I kinda don't want to take it off. I'm so proud of it. And I like showing it off.
It's getting kinda rank tho cuz I'm sorta smelly... but... y'know.
More later.
Do you know what group is good?
Public Enemy.
Seriously.
I am forever in Jessica P.'s debt for telling me to get the album "Apocalypse 91... The Empire Strikes Black". So good.
So, I might visit Houston at the end of the month. I'm really excited about that. I miss my family and friend.
The other night when the ideas were buzzin', I wrote my friend Lauren K. and asked her if she wanted to be pen pals.
This is Lauren:
I used to have the biggest (BIGGEST) crush on her when I was in high school. (Actually I think the crush went on into college.)
(I hated her boyfriend, Chris K., in high school because I was jealous of him. And now he and I are actually closer than she and I ever were. How 'bout that?)
Anyway, she was down with the idea of being pen pals. So, tomorrow I'm sending my letter to her.
I'm also sending a letter to this other pen pal I have named Danielle.
She's very attractive and has a shop on Etsy.
She's fun to write to.
I'm just waiting for me to fuck up this whole pen pal thing, though. I'm not good with this sort of thing.
One of my BFF's came into town last night---my friend Meredith S. I met up with she and her friend from Vassar at some bar in Williamsburg (it's a really trendy/hip part of Brooklyn. gag.).
Anyway, Meredith and I ended up at this guy's apartment in Chelsea, this guy we know from Houston who's lived here for about 5 years now. (He lives so much in Chelsea that he lives next door to the Chelsea Hotel. Seriously. Literally.)
We left and we were so drunk and giggly... We didn't know how to get back to Queens (where she was staying). I dunno how we pulled it off, but we did.
(There was this one point where we were leaning against this storefront, laughing so hard and not paying attention to anything. And this guy started yelling in some other language because he was trying to lift the gate on the storefront so that he could open his store for the day. Hah.)
(Yeah, it was late.)
This morning Meredith and I got Dunkin' Donuts.
I think I really like that place. I got a sausage and cheese and egg croissant thang.
No coffee, though.
I don't drink/like coffee.
No donuts.
They make me feel fat/gross.
Oh yeah, so I've been thinking a lot about it today.
And I've come to the conclusion that Sleater-Kinney is officially one of my favorite bands.
They fascinate me for some reason.
So...
Since Friday I've been house sitting for my older sister and her fiance, who are in Miami for a week. I like this place. It's very cozy and clean. And they have a treadmill. And two HDTV's. (Nice televisions make me want to watch television. And they make me cozy.)

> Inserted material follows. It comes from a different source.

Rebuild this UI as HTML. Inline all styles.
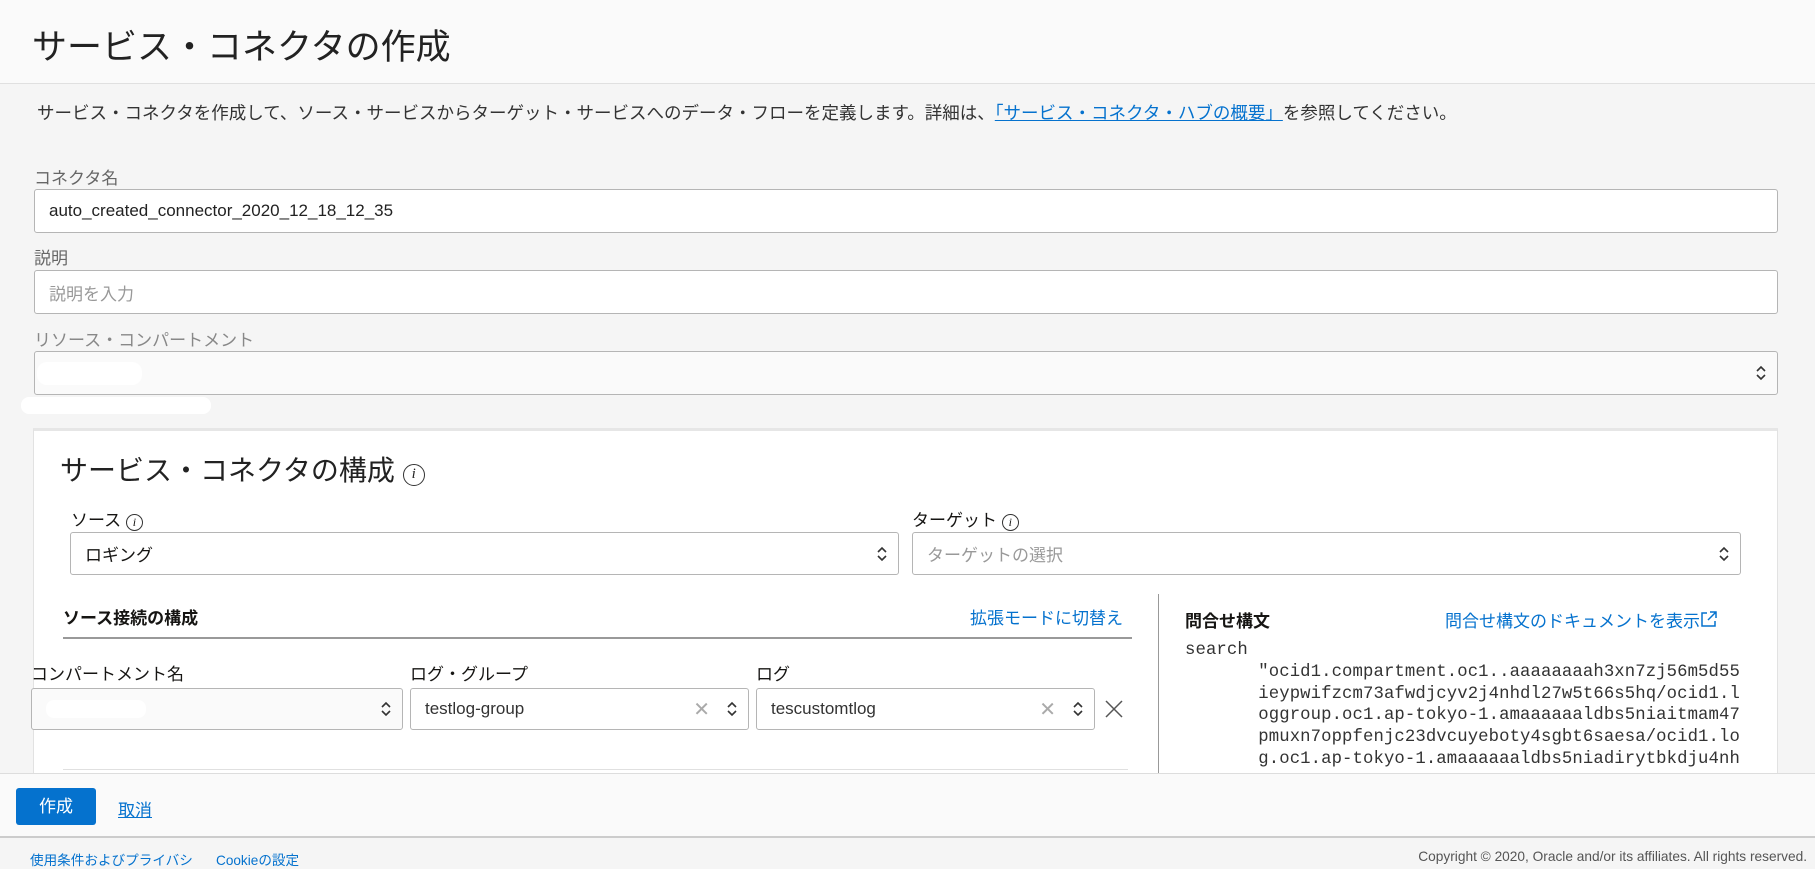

This area of town is in the process of gentrification. There are lots of attractive condos being built, but there are also lots of houses like this:
I mean, on one hand, there are those Bratmobile lyrics playing in my head: "I've got a story 'bout D.C. to tell and I don't think yr gonna like it very well. It's about boys and girls and the rich and the poor. But what if no one can afford to live here anymore?"
But on the other hand, I think I've always wanted to live in a condo. A nice one. I've always wanted to be one of those well-off attractive white people that stay up late and dress casually and who are smart and always have booze on hand and snack food they forget about and a big screen tv with a remote they aren't really sure how to use and who are likable and crap like that.
(Please don't judge me.)
I dunno.
I think I just want money. I've never had it. I'm a fan of it.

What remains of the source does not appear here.